#### [What you need to do]
Extract the full listing verbatim and drop any pictures from your copy.

-- start --

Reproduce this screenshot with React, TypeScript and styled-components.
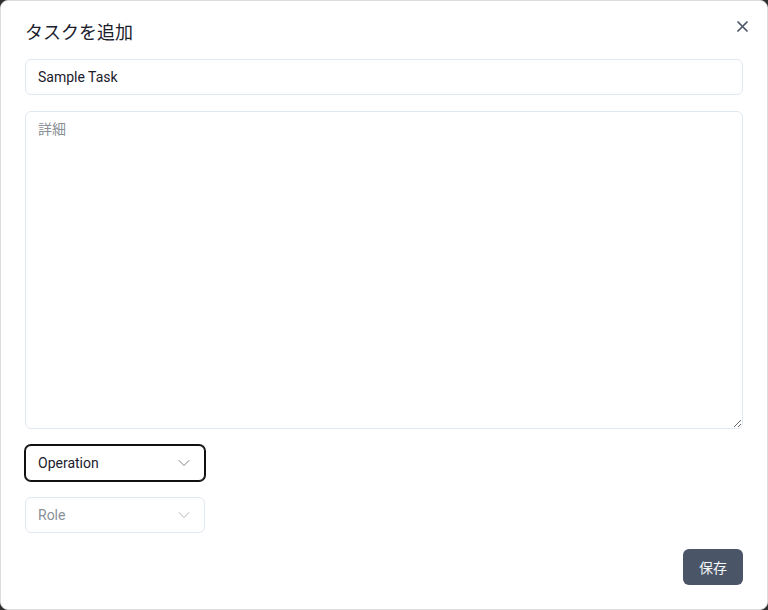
import React from "react";
import styled, { createGlobalStyle } from "styled-components";

const Global = createGlobalStyle`
  html, body {
    margin: 0;
    padding: 0;
    background: #2f2f2f;
  }
  * { box-sizing: border-box; }
  body {
    font-family: Roboto, "Noto Sans CJK JP", sans-serif;
    color: #1a202c;
  }
`;

const Dialog = styled.section`
  position: relative;
  width: 768px;
  height: 610px;
  background: #ffffff;
  border: 1px solid #dcdcdc;
  border-radius: 8px;
  padding: 18px 24px 24px;
  display: flex;
  flex-direction: column;
`;

const Title = styled.h2`
  margin: 0 0 12px;
  font-size: 18px;
  line-height: 28px;
  font-weight: 400;
  color: #1a202c;
`;

const CloseButton = styled.button`
  position: absolute;
  top: 9px;
  right: 9px;
  width: 32px;
  height: 32px;
  border: none;
  background: transparent;
  display: flex;
  align-items: center;
  justify-content: center;
  padding: 0;
  cursor: pointer;
  color: #4a5568;
`;

const Form = styled.div`
  display: flex;
  flex-direction: column;
  gap: 16px;
  flex: 1;
`;

const TextInput = styled.input`
  width: 100%;
  height: 36px;
  padding: 0 12px;
  border: 1px solid #e2e8f0;
  border-radius: 6px;
  font-family: inherit;
  font-size: 14px;
  color: #1a202c;
  outline: none;
  background: #fff;
`;

const Details = styled.textarea`
  width: 100%;
  height: 318px;
  padding: 7px 12px;
  border: 1px solid #e2e8f0;
  border-radius: 6px;
  font-family: inherit;
  font-size: 14px;
  line-height: 20px;
  color: #1a202c;
  outline: none;
  resize: vertical;
  display: block;
  &::placeholder { color: #8a8f98; }
`;

const SelectBox = styled.div<{ $focused?: boolean; $placeholder?: boolean }>`
  width: 180px;
  height: 36px;
  padding: 0 14px 0 12px;
  display: flex;
  align-items: center;
  justify-content: space-between;
  border: 1px solid ${(p) => (p.$focused ? "#111111" : "#e2e8f0")};
  box-shadow: ${(p) => (p.$focused ? "0 0 0 1px #111111" : "none")};
  border-radius: 6px;
  font-size: 14px;
  color: ${(p) => (p.$placeholder ? "#8a8f98" : "#1a202c")};
  background: #fff;
`;

const Chevron = styled.svg<{ $muted?: boolean }>`
  width: 12px;
  height: 12px;
  color: ${(p) => (p.$muted ? "#b0b5bd" : "#7a808a")};
`;

const Footer = styled.div`
  margin-top: auto;
  display: flex;
  justify-content: flex-end;
`;

const SaveButton = styled.button`
  width: 60px;
  height: 36px;
  border: none;
  border-radius: 6px;
  background: #4a5568;
  color: #f4f6f8;
  font-family: inherit;
  font-size: 14px;
  cursor: pointer;
`;

const ChevronDown = ({ muted }: { muted?: boolean }) => (
  <Chevron $muted={muted} viewBox="0 0 12 12" fill="none">
    <path d="M1 3.5 6 8.5 11 3.5" stroke="currentColor" strokeWidth="1" strokeLinecap="round" strokeLinejoin="round" />
  </Chevron>
);

export default function App() {
  return (
    <>
      <Global />
      <Dialog>
        <Title>タスクを追加</Title>
        <CloseButton aria-label="閉じる">
          <svg width="11" height="11" viewBox="0 0 11 11" fill="none">
            <path d="M1 1l9 9M10 1l-9 9" stroke="currentColor" strokeWidth="1.7" strokeLinecap="round" />
          </svg>
        </CloseButton>
        <Form>
          <TextInput defaultValue="Sample Task" />
          <Details placeholder="詳細" />
          <SelectBox $focused>
            <span>Operation</span>
            <ChevronDown />
          </SelectBox>
          <SelectBox $placeholder>
            <span>Role</span>
            <ChevronDown muted />
          </SelectBox>
        </Form>
        <Footer>
          <SaveButton>保存</SaveButton>
        </Footer>
      </Dialog>
    </>
  );
}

-- end --

#### [Result of this task]
Reproduce this screenshot with React, TypeScript and styled-components.
import React from "react";
import styled, { createGlobalStyle } from "styled-components";

const Global = createGlobalStyle`
  html, body {
    margin: 0;
    padding: 0;
    background: #2f2f2f;
  }
  * { box-sizing: border-box; }
  body {
    font-family: Roboto, "Noto Sans CJK JP", sans-serif;
    color: #1a202c;
  }
`;

const Dialog = styled.section`
  position: relative;
  width: 768px;
  height: 610px;
  background: #ffffff;
  border: 1px solid #dcdcdc;
  border-radius: 8px;
  padding: 18px 24px 24px;
  display: flex;
  flex-direction: column;
`;

const Title = styled.h2`
  margin: 0 0 12px;
  font-size: 18px;
  line-height: 28px;
  font-weight: 400;
  color: #1a202c;
`;

const CloseButton = styled.button`
  position: absolute;
  top: 9px;
  right: 9px;
  width: 32px;
  height: 32px;
  border: none;
  background: transparent;
  display: flex;
  align-items: center;
  justify-content: center;
  padding: 0;
  cursor: pointer;
  color: #4a5568;
`;

const Form = styled.div`
  display: flex;
  flex-direction: column;
  gap: 16px;
  flex: 1;
`;

const TextInput = styled.input`
  width: 100%;
  height: 36px;
  padding: 0 12px;
  border: 1px solid #e2e8f0;
  border-radius: 6px;
  font-family: inherit;
  font-size: 14px;
  color: #1a202c;
  outline: none;
  background: #fff;
`;

const Details = styled.textarea`
  width: 100%;
  height: 318px;
  padding: 7px 12px;
  border: 1px solid #e2e8f0;
  border-radius: 6px;
  font-family: inherit;
  font-size: 14px;
  line-height: 20px;
  color: #1a202c;
  outline: none;
  resize: vertical;
  display: block;
  &::placeholder { color: #8a8f98; }
`;

const SelectBox = styled.div<{ $focused?: boolean; $placeholder?: boolean }>`
  width: 180px;
  height: 36px;
  padding: 0 14px 0 12px;
  display: flex;
  align-items: center;
  justify-content: space-between;
  border: 1px solid ${(p) => (p.$focused ? "#111111" : "#e2e8f0")};
  box-shadow: ${(p) => (p.$focused ? "0 0 0 1px #111111" : "none")};
  border-radius: 6px;
  font-size: 14px;
  color: ${(p) => (p.$placeholder ? "#8a8f98" : "#1a202c")};
  background: #fff;
`;

const Chevron = styled.svg<{ $muted?: boolean }>`
  width: 12px;
  height: 12px;
  color: ${(p) => (p.$muted ? "#b0b5bd" : "#7a808a")};
`;

const Footer = styled.div`
  margin-top: auto;
  display: flex;
  justify-content: flex-end;
`;

const SaveButton = styled.button`
  width: 60px;
  height: 36px;
  border: none;
  border-radius: 6px;
  background: #4a5568;
  color: #f4f6f8;
  font-family: inherit;
  font-size: 14px;
  cursor: pointer;
`;

const ChevronDown = ({ muted }: { muted?: boolean }) => (
  <Chevron $muted={muted} viewBox="0 0 12 12" fill="none">
    <path d="M1 3.5 6 8.5 11 3.5" stroke="currentColor" strokeWidth="1" strokeLinecap="round" strokeLinejoin="round" />
  </Chevron>
);

export default function App() {
  return (
    <>
      <Global />
      <Dialog>
        <Title>タスクを追加</Title>
        <CloseButton aria-label="閉じる">
          <svg width="11" height="11" viewBox="0 0 11 11" fill="none">
            <path d="M1 1l9 9M10 1l-9 9" stroke="currentColor" strokeWidth="1.7" strokeLinecap="round" />
          </svg>
        </CloseButton>
        <Form>
          <TextInput defaultValue="Sample Task" />
          <Details placeholder="詳細" />
          <SelectBox $focused>
            <span>Operation</span>
            <ChevronDown />
          </SelectBox>
          <SelectBox $placeholder>
            <span>Role</span>
            <ChevronDown muted />
          </SelectBox>
        </Form>
        <Footer>
          <SaveButton>保存</SaveButton>
        </Footer>
      </Dialog>
    </>
  );
}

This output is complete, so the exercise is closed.